Kolenda-Zaleska nie zamierzała jednak odpuszczać i po raz kolejny zapytała o plan opozycji. – Czasami ludziom nie da się niektórych rzeczy wytłumaczyć. Niektórym nie udaje się przekazać podstawowej wiedzy i opozycji nie udaje się im wyjaśnić, że PiS kłamie, co ja na to pani poradzę? – mówił Sikorski.
– W takim razie, pan podważa istnienie opozycji – odparła dziennikarka TVN24. Sikorski wyjaśnił jednak, że rolą opozycji jest przekazywanie pewnej wiedzy, jednak nie da się zmusić ludzi, by w nie uwierzyli. – Czego pani od nas wymaga, stawania na głowie? – zapytał.
– Opozycja powinna stanąć na głowie – oceniła Kolenda-Zaleska. – Opozycja może nazywać to, co się dzieje.

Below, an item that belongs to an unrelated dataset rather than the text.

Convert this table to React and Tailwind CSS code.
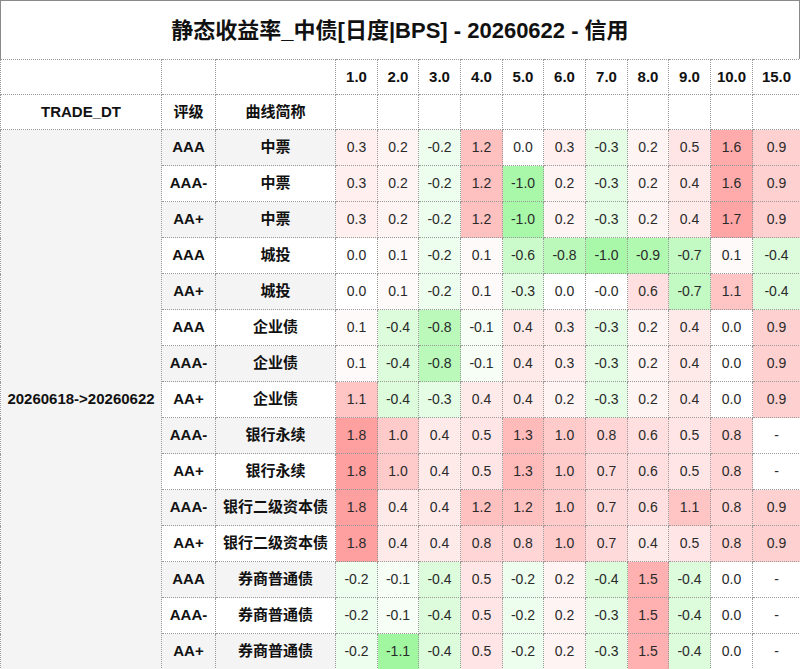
import React from "react";

const tenors = ["1.0", "2.0", "3.0", "4.0", "5.0", "6.0", "7.0", "8.0", "9.0", "10.0", "15.0"];
const tenorWidths = ["w-[42px]", "w-[41px]", "w-[42px]", "w-[42px]", "w-[41px]", "w-[42px]", "w-[42px]", "w-[41px]", "w-[42px]", "w-[42px]", "w-[48px]"];

const rows = [
  ["AAA", "中票", "0.3 0.2 -0.2 1.2 0.0 0.3 -0.3 0.2 0.5 1.6 0.9"],
  ["AAA-", "中票", "0.3 0.2 -0.2 1.2 -1.0 0.2 -0.3 0.2 0.4 1.6 0.9"],
  ["AA+", "中票", "0.3 0.2 -0.2 1.2 -1.0 0.2 -0.3 0.2 0.4 1.7 0.9"],
  ["AAA", "城投", "0.0 0.1 -0.2 0.1 -0.6 -0.8 -1.0 -0.9 -0.7 0.1 -0.4"],
  ["AA+", "城投", "0.0 0.1 -0.2 0.1 -0.3 0.0 -0.0 0.6 -0.7 1.1 -0.4"],
  ["AAA", "企业债", "0.1 -0.4 -0.8 -0.1 0.4 0.3 -0.3 0.2 0.4 0.0 0.9"],
  ["AAA-", "企业债", "0.1 -0.4 -0.8 -0.1 0.4 0.3 -0.3 0.2 0.4 0.0 0.9"],
  ["AA+", "企业债", "1.1 -0.4 -0.3 0.4 0.4 0.2 -0.3 0.2 0.4 0.0 0.9"],
  ["AAA-", "银行永续", "1.8 1.0 0.4 0.5 1.3 1.0 0.8 0.6 0.5 0.8 -"],
  ["AA+", "银行永续", "1.8 1.0 0.4 0.5 1.3 1.0 0.7 0.6 0.5 0.8 -"],
  ["AAA-", "银行二级资本债", "1.8 0.4 0.4 1.2 1.2 1.0 0.7 0.6 1.1 0.8 0.9"],
  ["AA+", "银行二级资本债", "1.8 0.4 0.4 0.8 0.8 1.0 0.7 0.4 0.5 0.8 0.9"],
  ["AAA", "券商普通债", "-0.2 -0.1 -0.4 0.5 -0.2 0.2 -0.4 1.5 -0.4 0.0 -"],
  ["AAA-", "券商普通债", "-0.2 -0.1 -0.4 0.5 -0.2 0.2 -0.3 1.5 -0.4 0.0 -"],
  ["AA+", "券商普通债", "-0.2 -1.1 -0.4 0.5 -0.2 0.2 -0.3 1.5 -0.4 0.0 -"],
];

// red for up, green for down, white at zero
const cellColor = (s) => {
  const v = parseFloat(s);
  if (isNaN(v) || v === 0) return "#ffffff";
  if (v > 0) {
    const t = Math.min(v / 1.8, 1);
    const c = Math.round(255 - 95 * t);
    return `rgb(255,${c},${c})`;
  }
  const t = Math.min(-v / 1.1, 1);
  const c = Math.round(255 - 95 * t);
  const g = Math.round(255 - 8 * t);
  return `rgb(${c},${g},${c})`;
};

const cell = "border border-dotted border-[#9a9a9a] text-center p-0";

export default function App() {
  return (
    <div className="w-[800px] h-[669px] overflow-hidden bg-white font-['Liberation_Sans','Noto_Sans_CJK_SC',sans-serif] text-[#111]">
      <div className="h-[59px] border-t border-l border-r border-[#8a8a8a] flex items-center justify-center text-[22px] font-bold">
        静态收益率_中债[日度|BPS] - 20260622 - 信用
      </div>
      <table className="w-[800px] table-fixed border-collapse text-[14px]">
        <colgroup>
          <col className="w-[161px]" />
          <col className="w-[54px]" />
          <col className="w-[120px]" />
          {tenorWidths.map((w, i) => (
            <col key={i} className={w} />
          ))}
        </colgroup>
        <thead>
          <tr className="h-[35px] font-bold text-[15px]">
            <td className={cell}></td>
            <td className={cell}></td>
            <td className={cell}></td>
            {tenors.map((t) => (
              <td key={t} className={cell}>
                {t}
              </td>
            ))}
          </tr>
          <tr className="h-[35px] font-bold text-[15px]">
            <td className={cell}>TRADE_DT</td>
            <td className={cell}>评级</td>
            <td className={cell}>曲线简称</td>
            {tenors.map((t) => (
              <td key={t} className={cell}></td>
            ))}
          </tr>
        </thead>
        <tbody>
          {rows.map(([rating, curve, vals], i) => {
            const shade = i % 2 === 0 ? "bg-[#f4f4f4]" : "bg-white";
            return (
              <tr key={i} className="h-[36px]">
                {i === 0 && (
                  <td rowSpan={15} className={`${cell} bg-[#f4f4f4] font-bold text-[15px]`}>
                    20260618-&gt;20260622
                  </td>
                )}
                <td className={`${cell} ${shade} font-bold text-[15px]`}>{rating}</td>
                <td className={`${cell} ${shade} font-bold text-[15px]`}>{curve}</td>
                {vals.split(" ").map((v, j) => (
                  <td
                    key={j}
                    className={`${cell} text-[#2a2a2a]`}
                    style={{ backgroundColor: cellColor(v) }}
                  >
                    {v}
                  </td>
                ))}
              </tr>
            );
          })}
        </tbody>
      </table>
    </div>
  );
}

Pani teraz obwinia opozycję za to, co robi PiS. To jest jakaś perwersja. (…) Proszę obwiniać tych, którzy sprostytuowali TVP – odpowiedział Sikorski.
Po wyjściu ze studia europoseł podsumował rozmowę w mediach społecznościowych. „Może trzeba wytknąć Katarzynie Kolendzie-Zaleskiej, że słabi są, skoro *** nie daje im koncesji” – napisał ironicznie.
„Taka była mniej więcej linia jej argumentacji. Przypominam, że przepowiedziałem, że jeszcze w drodze do pośredniaka nasi dzielni żurnaliści będą pomstować nie na zamordystów, lecz na opozycję” – podsumował.